Allanah: Yeah. And I think often as well maybe if someone doesn't have that mindset, the hustler sort of entrepreneurial mindset, whatever you would like to call it, then maybe the idea, when it's presented seems kinda like, "Ugh, crazy."
But then if they were in a different situation and they had a best friend getting married and the best friend was like, "Oh, I don't really wanna spend that much money but I would like a nice dress," they would see the idea as a whole different solution.
Demi: Totally, totally, yeah. I think just being in the situation, you realize it does make sense. But of course, a random person on a Facebook group that's just throwing out random ideas left and right, you're probably like, "Who is this woman and when will she stop?"
Allanah: But I think that's a great way of testing your ideas as well, is just to throw it out there into a group.

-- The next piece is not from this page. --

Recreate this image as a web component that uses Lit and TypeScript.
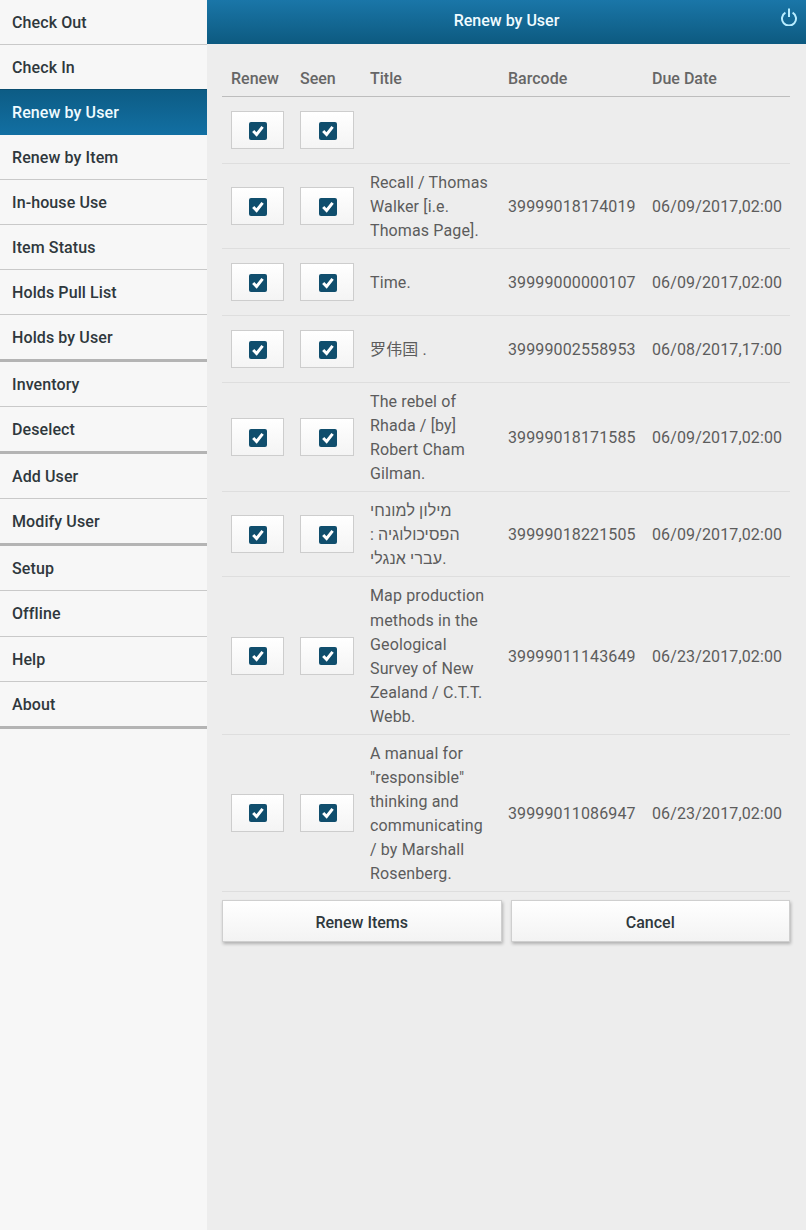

I've never really heard of people doing that with business ideas. With websites maybe, like Rate My Website but just to say, "What do you think about this idea?" That's ballsy and a really good idea.
Demi: Yeah. Thanks, it's crazy. It really is. I have surveys that I've done from years ago that I joke, I'm like, "This was the worst idea and people rated it a good idea." And I'll get 2,500 people replying with results and it's just funny to look back.

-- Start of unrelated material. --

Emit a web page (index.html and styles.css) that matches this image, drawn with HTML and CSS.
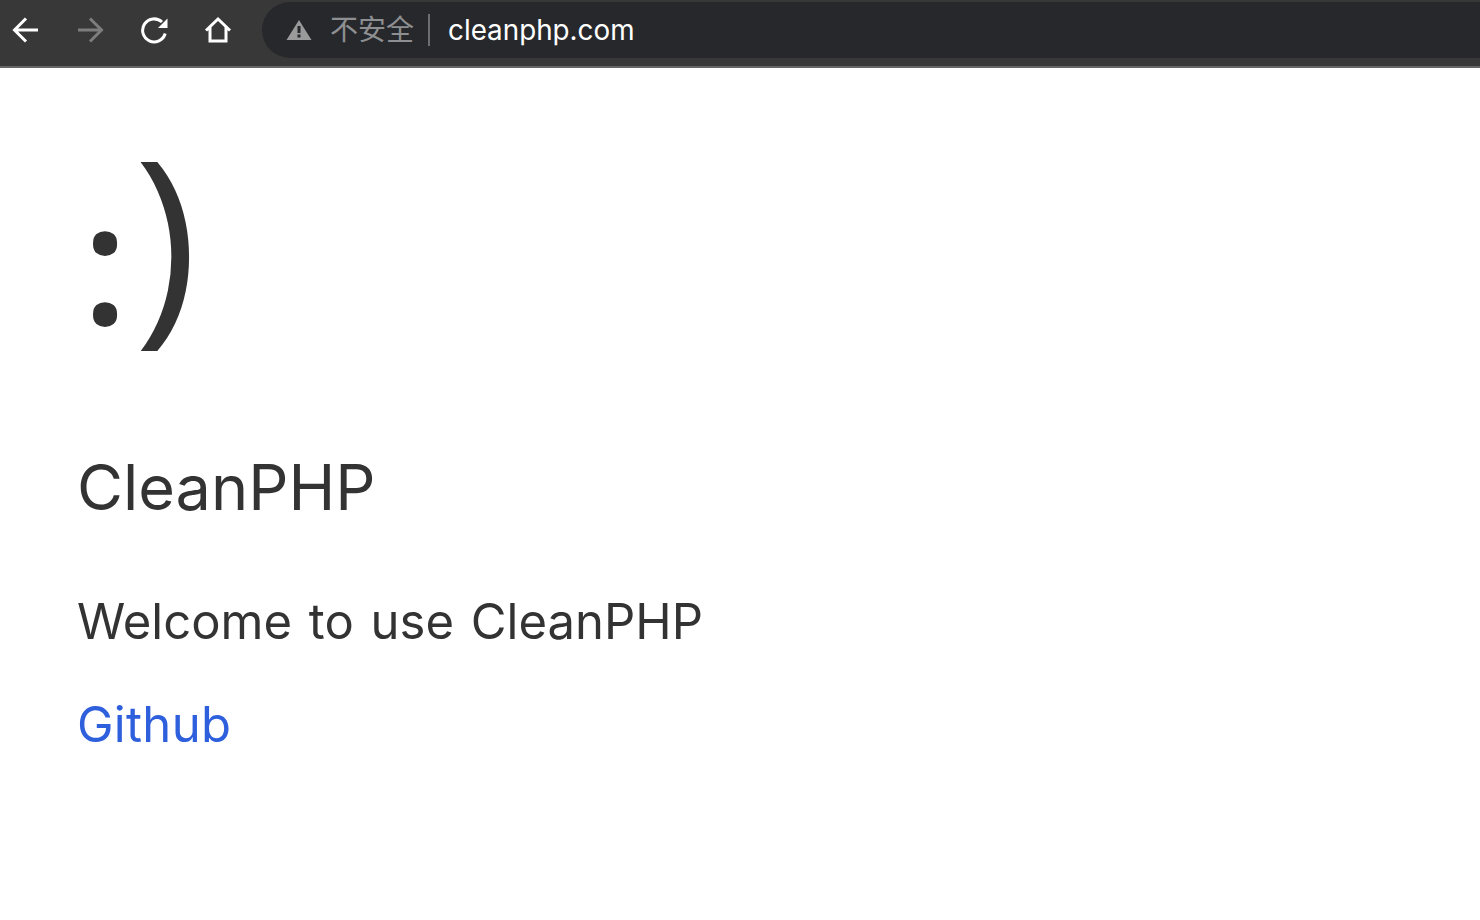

Even before, when I thought 20,000 people on Instagram was huge and now I'm looking at 3.5 million and I'm like, "What is this even? How do you even connect with 3.5 million people? How does that even work?"
Allanah: Yeah, that's crazy but you're doing it. I'm wary of taking up your day but it has been so lovely to speak to you about this whole thing.
Demi: That's so fun to just talk to random people. When you reached out, I was like, "Oh this is so random, and sure, we'll do it." I think the world is so small and there's always something I can help somebody with or a connection I can make that someday you may end up in San Francisco and whatever and you'll remember this conversation. The world is small. The world's so small.
Allanah: Thank you so much, Demi.
Demi: Yeah, it was so nice to meet you.
Allanah: Lovely to meet you and I'll be watching. So I'm happy to see where it goes next.